I found this slide highly illuminating as to the nuts and bolts of the test. First it clearly shows the level of dust buildup on the weapons: a solid coating that would be impossible to collect on a weapon being carried: I guess you hypothetically could find one like this in garrison until the CSM came around. I don’t believe it would be a leap of faith to assert that just carrying the weapon would tend to clean it up and make it cleaner than what you see here. Second, the slide shows a technician/tester firing a weapon from a bench setup. Can you imagine the tedious repeated firing of the weapons using selective fire in this environment? Now I am also wondering how did they control the timing/gap of the ‘resqueeze’ sequence on one magazine and between magazines? How sensitive is each weapon design to continuous cycling, and how does that relate to the operational need? Is the human operator more adept at clearing some malfunctions than others? How many operators fired and reloaded each type of weapon? Did they rotate responsibilities among the different weapon types to remove any operator variables? (I told you there would be more questions than answers).

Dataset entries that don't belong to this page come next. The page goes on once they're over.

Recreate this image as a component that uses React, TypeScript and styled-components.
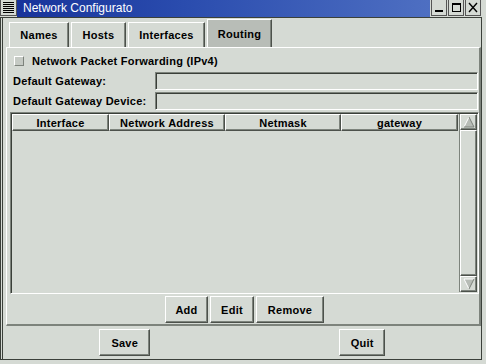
import React from "react";
import styled, { createGlobalStyle, css } from "styled-components";

const bg = "#d5dad4";
const dark = "#7d837c";
const light = "#ffffff";

const GlobalStyle = createGlobalStyle`
  html, body {
    margin: 0;
    padding: 0;
    background: ${bg};
    font-family: "Liberation Sans", Arial, sans-serif;
    font-size: 11px;
    font-weight: bold;
    letter-spacing: 0.25px;
    color: #000;
  }
`;

const raised = css`
  border-top: 1px solid ${light};
  border-left: 1px solid ${light};
  border-right: 1px solid #4c514b;
  border-bottom: 1px solid #4c514b;
  box-shadow: inset -1px -1px 0 ${dark};
`;

const sunken = css`
  border-top: 1px solid ${dark};
  border-left: 1px solid ${dark};
  border-right: 1px solid ${light};
  border-bottom: 1px solid ${light};
  box-shadow: inset 1px 1px 0 #3a3f39;
`;

const Window = styled.div`
  width: 482px;
  height: 360px;
  display: flex;
  flex-direction: column;
  box-sizing: border-box;
`;

const TitleBar = styled.div`
  height: 17px;
  display: flex;
`;

const MenuBox = styled.div`
  width: 17px;
  height: 16px;
  background: ${bg};
  border: 1px solid #555;
  border-top: none;
  box-sizing: border-box;
  display: flex;
  flex-direction: column;
  justify-content: space-evenly;
  padding: 1px 2px;
`;

const MenuLine = styled.div`
  height: 1px;
  background: #000;
`;

const Title = styled.div`
  flex: 1;
  background: linear-gradient(90deg, #18339a 0%, #2a4cae 40%, #4e6fc2 100%);
  color: #fff;
  font-weight: normal;
  font-size: 12px;
  letter-spacing: 0;
  line-height: 17px;
  padding-left: 6px;
  white-space: nowrap;
  overflow: hidden;
`;

const Controls = styled.div`
  display: flex;
  background: ${bg};
  padding-left: 1px;
`;

const CtrlButton = styled.div`
  width: 14px;
  height: 15px;
  border: 1px solid #555;
  border-top: none;
  margin-right: 1px;
  background: ${bg};
  display: flex;
  align-items: center;
  justify-content: center;
`;

const Frame = styled.div`
  flex: 1;
  display: flex;
  flex-direction: column;
  border-left: 3px double #3b403a;
  border-right: 1px solid #3b403a;
  border-bottom: 1px solid #3b403a;
  border-top: 1px solid #3b403a;
  padding: 0 0 0 3px;
  background: ${bg};
`;

const TabRow = styled.div`
  display: flex;
  align-items: flex-end;
  height: 29px;
  padding-left: 3px;
  gap: 2px;
`;

const Tab = styled.div<{ $active?: boolean; $w: number }>`
  ${raised};
  border-bottom: none;
  box-shadow: inset -1px 0 0 ${dark};
  height: ${(p) => (p.$active ? 28 : 25)}px;
  width: ${(p) => p.$w}px;
  background: ${(p) => (p.$active ? "#b8bdb7" : bg)};
  display: flex;
  align-items: center;
  justify-content: center;
  box-sizing: border-box;
`;

const Panel = styled.div`
  height: 279px;
  border-top: 1px solid ${light};
  border-left: 1px solid ${light};
  border-right: 2px solid ${dark};
  border-bottom: 2px solid ${dark};
  display: flex;
  flex-direction: column;
  padding: 4px 0 0 3px;
  box-sizing: border-box;
`;

const CheckRow = styled.div`
  display: flex;
  align-items: center;
  height: 18px;
  gap: 8px;
  padding-left: 4px;
`;

const CheckBox = styled.div`
  width: 8px;
  height: 8px;
  ${raised};
  box-shadow: none;
  border-right-color: ${dark};
  border-bottom-color: ${dark};
  background: #c5cac4;
`;

const FieldRow = styled.div`
  display: grid;
  grid-template-columns: 142px 1fr;
  align-items: center;
  height: 19px;
  margin-top: 1px;
  padding-left: 3px;
`;

const Field = styled.div`
  ${sunken};
  height: 16px;
  background: ${bg};
  margin-right: 1px;
`;

const Table = styled.div`
  margin-top: 2px;
  flex: 1;
  display: flex;
  ${sunken};
  padding: 1px;
`;

const ListArea = styled.div`
  flex: 1;
  display: flex;
  flex-direction: column;
`;

const Header = styled.div`
  display: grid;
  grid-template-columns: 97px 116px 116px 1fr;
`;

const HeadCell = styled.div`
  ${raised};
  height: 17px;
  box-sizing: border-box;
  display: flex;
  align-items: center;
  justify-content: center;
`;

const Scrollbar = styled.div`
  width: 17px;
  display: flex;
  flex-direction: column;
  border-left: 1px solid ${dark};
  margin-left: 1px;
`;

const Arrow = styled.div`
  height: 16px;
  ${raised};
  box-sizing: border-box;
  display: flex;
  align-items: center;
  justify-content: center;
`;

const Slider = styled.div`
  flex: 1;
  ${raised};
`;

const ButtonRow = styled.div`
  display: flex;
  justify-content: center;
  gap: 2px;
  padding: 2px 0 1px 0;
`;

const Button = styled.div<{ $w: number }>`
  ${raised};
  width: ${(p) => p.$w}px;
  height: 27px;
  box-sizing: border-box;
  display: flex;
  align-items: center;
  justify-content: center;
`;

const BottomRow = styled.div`
  display: grid;
  grid-template-columns: 1fr 1fr;
  justify-items: center;
  padding-top: 3px;
`;

const UpArrow = () => (
  <svg width="12" height="12" viewBox="0 0 12 12">
    <polygon points="6,1 11,11 1,11" fill="#b7bcb6" />
    <polyline points="1,11 6,1" stroke="#fff" fill="none" />
    <polyline points="6,1 11,11 1,11" stroke="#7d837c" fill="none" />
  </svg>
);

const DownArrow = () => (
  <svg width="12" height="12" viewBox="0 0 12 12">
    <polygon points="1,1 11,1 6,11" fill="#b7bcb6" />
    <polyline points="6,11 1,1 11,1" stroke="#fff" fill="none" />
    <polyline points="11,1 6,11" stroke="#7d837c" fill="none" />
  </svg>
);

export default function App() {
  return (
    <>
      <GlobalStyle />
      <Window>
        <TitleBar>
          <MenuBox>
            <MenuLine />
            <MenuLine />
            <MenuLine />
            <MenuLine />
            <MenuLine />
            <MenuLine />
          </MenuBox>
          <Title>Network Configurato</Title>
          <Controls>
            <CtrlButton>
              <svg width="10" height="11" viewBox="0 0 10 11">
                <rect x="1" y="8" width="8" height="2" fill="#000" />
              </svg>
            </CtrlButton>
            <CtrlButton>
              <svg width="10" height="11" viewBox="0 0 10 11">
                <rect x="1.5" y="1.5" width="8" height="8" fill="none" stroke="#000" />
                <rect x="1" y="1" width="9" height="2" fill="#000" />
              </svg>
            </CtrlButton>
            <CtrlButton>
              <svg width="10" height="11" viewBox="0 0 10 11">
                <path d="M1 1 L9 10 M9 1 L1 10" stroke="#000" strokeWidth="1.4" />
              </svg>
            </CtrlButton>
          </Controls>
        </TitleBar>
        <Frame>
          <TabRow>
            <Tab $w={60}>Names</Tab>
            <Tab $w={55}>Hosts</Tab>
            <Tab $w={77}>Interfaces</Tab>
            <Tab $w={65} $active>
              Routing
            </Tab>
          </TabRow>
          <Panel>
            <CheckRow>
              <CheckBox />
              <span>Network Packet Forwarding (IPv4)</span>
            </CheckRow>
            <FieldRow>
              <span>Default Gateway:</span>
              <Field />
            </FieldRow>
            <FieldRow>
              <span>Default Gateway Device:</span>
              <Field />
            </FieldRow>
            <Table>
              <ListArea>
                <Header>
                  <HeadCell>Interface</HeadCell>
                  <HeadCell>Network Address</HeadCell>
                  <HeadCell>Netmask</HeadCell>
                  <HeadCell>gateway</HeadCell>
                </Header>
              </ListArea>
              <Scrollbar>
                <Arrow>
                  <UpArrow />
                </Arrow>
                <Slider />
                <Arrow>
                  <DownArrow />
                </Arrow>
              </Scrollbar>
            </Table>
            <ButtonRow>
              <Button $w={43}>Add</Button>
              <Button $w={44}>Edit</Button>
              <Button $w={68}>Remove</Button>
            </ButtonRow>
          </Panel>
          <BottomRow>
            <Button $w={51}>Save</Button>
            <Button $w={46}>Quit</Button>
          </BottomRow>
        </Frame>
      </Window>
    </>
  );
}
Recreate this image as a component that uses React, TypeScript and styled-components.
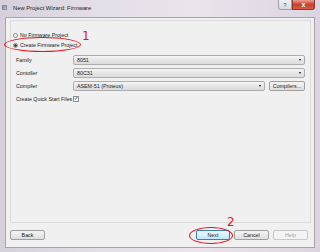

Slide 5 “Slide 5” is kind of an intermediate summary chart to tie all the information already given to the briefee in slides 2,3 & 4 and place it in front of them one more time before showing them the results. This is not a bad idea in any briefing, but especially sound if you want to keep misunderstanding out of expectations and reactions.
What Was Found
Slide 6 This slide is the first indication to me that there was possibly a slide or two removed for this particular audience, because this is the first reference given to the “Summer of ’07” test in the briefing.
I believe the difference between the M4 results in the Fall and Summer ‘07 M4 tests is the most significant piece of information in the brief, because that disparity calls into question the entire test design as well as its execution. If dissection of the test event conduct (for either try) identifies no ‘smoking gun’ errors that would explain the reason(s) why on the second go around for the M4, the C1 & C2 Weapon stoppages were 4+ times greater, C1 & C2 Magazine Stoppages were 60+% higher, and the total of the two as well as Class 3 stoppages were nearly 2 times higher, then I would suspect that the test design itself is flawed OR the variability of the units under test is far greater than anticipated. The only way to decide between the two without other data is to perform repeated testing, preferably again on all the weapon types, to determine if there is an identifiable pattern/distribution of outcomes. I would be surprised if the Army didn’t have reams of other tests and test data to use in evaluating this test and eventually determining this point, but just from the data presented here, I don’t see how the Army could reach ANY firm conclusions on the relative or absolute performance results, and from the ‘barf box’ at the bottom of the slide it looks like they are scratching their heads at this time.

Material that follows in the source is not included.